→ Your goal:
Pictures within the data are to be left out; everything else must be reproduced exactly.

# Source material start

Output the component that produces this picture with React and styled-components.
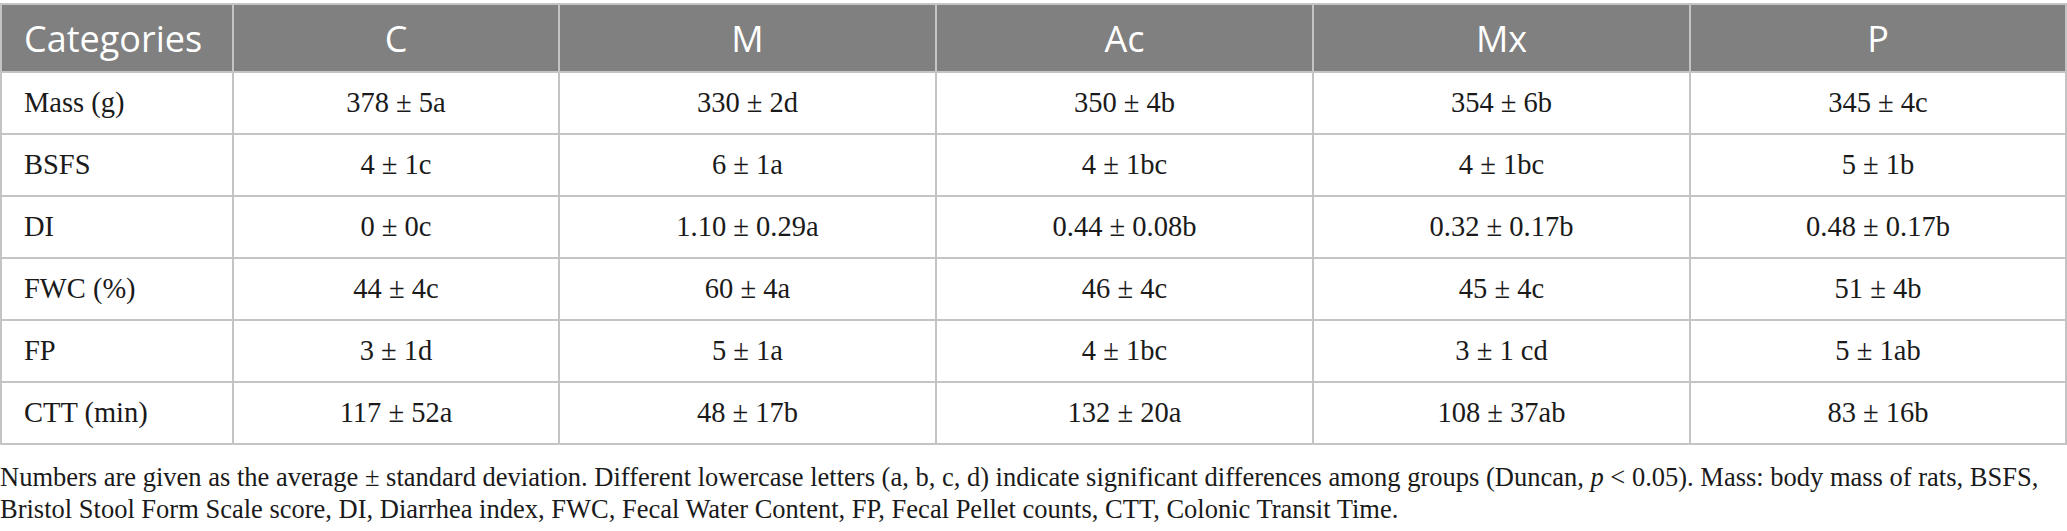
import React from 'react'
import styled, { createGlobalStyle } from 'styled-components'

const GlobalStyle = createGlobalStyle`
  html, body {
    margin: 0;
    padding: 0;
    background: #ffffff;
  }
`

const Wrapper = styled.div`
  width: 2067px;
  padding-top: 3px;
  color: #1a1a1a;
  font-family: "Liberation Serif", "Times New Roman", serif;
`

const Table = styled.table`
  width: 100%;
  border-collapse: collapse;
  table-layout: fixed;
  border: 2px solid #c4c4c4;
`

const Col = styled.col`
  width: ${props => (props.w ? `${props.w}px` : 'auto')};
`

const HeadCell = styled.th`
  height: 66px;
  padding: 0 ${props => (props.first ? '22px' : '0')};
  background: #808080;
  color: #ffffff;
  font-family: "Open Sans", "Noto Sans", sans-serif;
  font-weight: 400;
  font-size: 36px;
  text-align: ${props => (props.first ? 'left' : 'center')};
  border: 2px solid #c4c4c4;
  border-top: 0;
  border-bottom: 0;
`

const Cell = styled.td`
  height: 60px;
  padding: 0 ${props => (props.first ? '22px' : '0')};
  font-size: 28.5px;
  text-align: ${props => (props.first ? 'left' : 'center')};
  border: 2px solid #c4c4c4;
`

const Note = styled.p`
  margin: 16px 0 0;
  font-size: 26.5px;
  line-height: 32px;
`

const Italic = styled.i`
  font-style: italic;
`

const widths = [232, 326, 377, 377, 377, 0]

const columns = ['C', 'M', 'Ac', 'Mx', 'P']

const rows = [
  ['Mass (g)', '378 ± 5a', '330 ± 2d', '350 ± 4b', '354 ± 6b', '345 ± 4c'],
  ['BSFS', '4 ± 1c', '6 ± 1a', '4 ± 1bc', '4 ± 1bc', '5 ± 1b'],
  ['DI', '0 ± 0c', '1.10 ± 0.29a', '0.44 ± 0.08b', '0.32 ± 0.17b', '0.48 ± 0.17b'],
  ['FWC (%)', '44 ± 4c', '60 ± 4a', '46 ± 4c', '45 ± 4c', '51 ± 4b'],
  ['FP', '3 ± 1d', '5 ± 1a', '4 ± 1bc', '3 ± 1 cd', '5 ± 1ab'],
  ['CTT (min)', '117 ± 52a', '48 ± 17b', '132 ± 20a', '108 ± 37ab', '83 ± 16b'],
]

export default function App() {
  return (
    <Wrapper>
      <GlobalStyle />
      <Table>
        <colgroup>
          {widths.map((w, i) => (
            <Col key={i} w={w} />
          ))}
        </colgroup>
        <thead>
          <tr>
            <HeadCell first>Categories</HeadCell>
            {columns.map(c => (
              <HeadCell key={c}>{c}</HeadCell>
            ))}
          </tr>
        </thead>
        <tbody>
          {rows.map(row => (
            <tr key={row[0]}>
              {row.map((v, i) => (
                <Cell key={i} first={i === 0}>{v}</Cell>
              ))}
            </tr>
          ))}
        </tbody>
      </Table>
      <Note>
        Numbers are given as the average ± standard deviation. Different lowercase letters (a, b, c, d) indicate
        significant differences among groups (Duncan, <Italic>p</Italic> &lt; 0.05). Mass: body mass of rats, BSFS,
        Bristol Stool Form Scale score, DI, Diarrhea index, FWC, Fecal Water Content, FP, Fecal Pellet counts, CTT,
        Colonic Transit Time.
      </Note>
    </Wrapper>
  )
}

# Source material end

→ Finished answer:
Output the component that produces this picture with React and styled-components.
import React from 'react'
import styled, { createGlobalStyle } from 'styled-components'

const GlobalStyle = createGlobalStyle`
  html, body {
    margin: 0;
    padding: 0;
    background: #ffffff;
  }
`

const Wrapper = styled.div`
  width: 2067px;
  padding-top: 3px;
  color: #1a1a1a;
  font-family: "Liberation Serif", "Times New Roman", serif;
`

const Table = styled.table`
  width: 100%;
  border-collapse: collapse;
  table-layout: fixed;
  border: 2px solid #c4c4c4;
`

const Col = styled.col`
  width: ${props => (props.w ? `${props.w}px` : 'auto')};
`

const HeadCell = styled.th`
  height: 66px;
  padding: 0 ${props => (props.first ? '22px' : '0')};
  background: #808080;
  color: #ffffff;
  font-family: "Open Sans", "Noto Sans", sans-serif;
  font-weight: 400;
  font-size: 36px;
  text-align: ${props => (props.first ? 'left' : 'center')};
  border: 2px solid #c4c4c4;
  border-top: 0;
  border-bottom: 0;
`

const Cell = styled.td`
  height: 60px;
  padding: 0 ${props => (props.first ? '22px' : '0')};
  font-size: 28.5px;
  text-align: ${props => (props.first ? 'left' : 'center')};
  border: 2px solid #c4c4c4;
`

const Note = styled.p`
  margin: 16px 0 0;
  font-size: 26.5px;
  line-height: 32px;
`

const Italic = styled.i`
  font-style: italic;
`

const widths = [232, 326, 377, 377, 377, 0]

const columns = ['C', 'M', 'Ac', 'Mx', 'P']

const rows = [
  ['Mass (g)', '378 ± 5a', '330 ± 2d', '350 ± 4b', '354 ± 6b', '345 ± 4c'],
  ['BSFS', '4 ± 1c', '6 ± 1a', '4 ± 1bc', '4 ± 1bc', '5 ± 1b'],
  ['DI', '0 ± 0c', '1.10 ± 0.29a', '0.44 ± 0.08b', '0.32 ± 0.17b', '0.48 ± 0.17b'],
  ['FWC (%)', '44 ± 4c', '60 ± 4a', '46 ± 4c', '45 ± 4c', '51 ± 4b'],
  ['FP', '3 ± 1d', '5 ± 1a', '4 ± 1bc', '3 ± 1 cd', '5 ± 1ab'],
  ['CTT (min)', '117 ± 52a', '48 ± 17b', '132 ± 20a', '108 ± 37ab', '83 ± 16b'],
]

export default function App() {
  return (
    <Wrapper>
      <GlobalStyle />
      <Table>
        <colgroup>
          {widths.map((w, i) => (
            <Col key={i} w={w} />
          ))}
        </colgroup>
        <thead>
          <tr>
            <HeadCell first>Categories</HeadCell>
            {columns.map(c => (
              <HeadCell key={c}>{c}</HeadCell>
            ))}
          </tr>
        </thead>
        <tbody>
          {rows.map(row => (
            <tr key={row[0]}>
              {row.map((v, i) => (
                <Cell key={i} first={i === 0}>{v}</Cell>
              ))}
            </tr>
          ))}
        </tbody>
      </Table>
      <Note>
        Numbers are given as the average ± standard deviation. Different lowercase letters (a, b, c, d) indicate
        significant differences among groups (Duncan, <Italic>p</Italic> &lt; 0.05). Mass: body mass of rats, BSFS,
        Bristol Stool Form Scale score, DI, Diarrhea index, FWC, Fecal Water Content, FP, Fecal Pellet counts, CTT,
        Colonic Transit Time.
      </Note>
    </Wrapper>
  )
}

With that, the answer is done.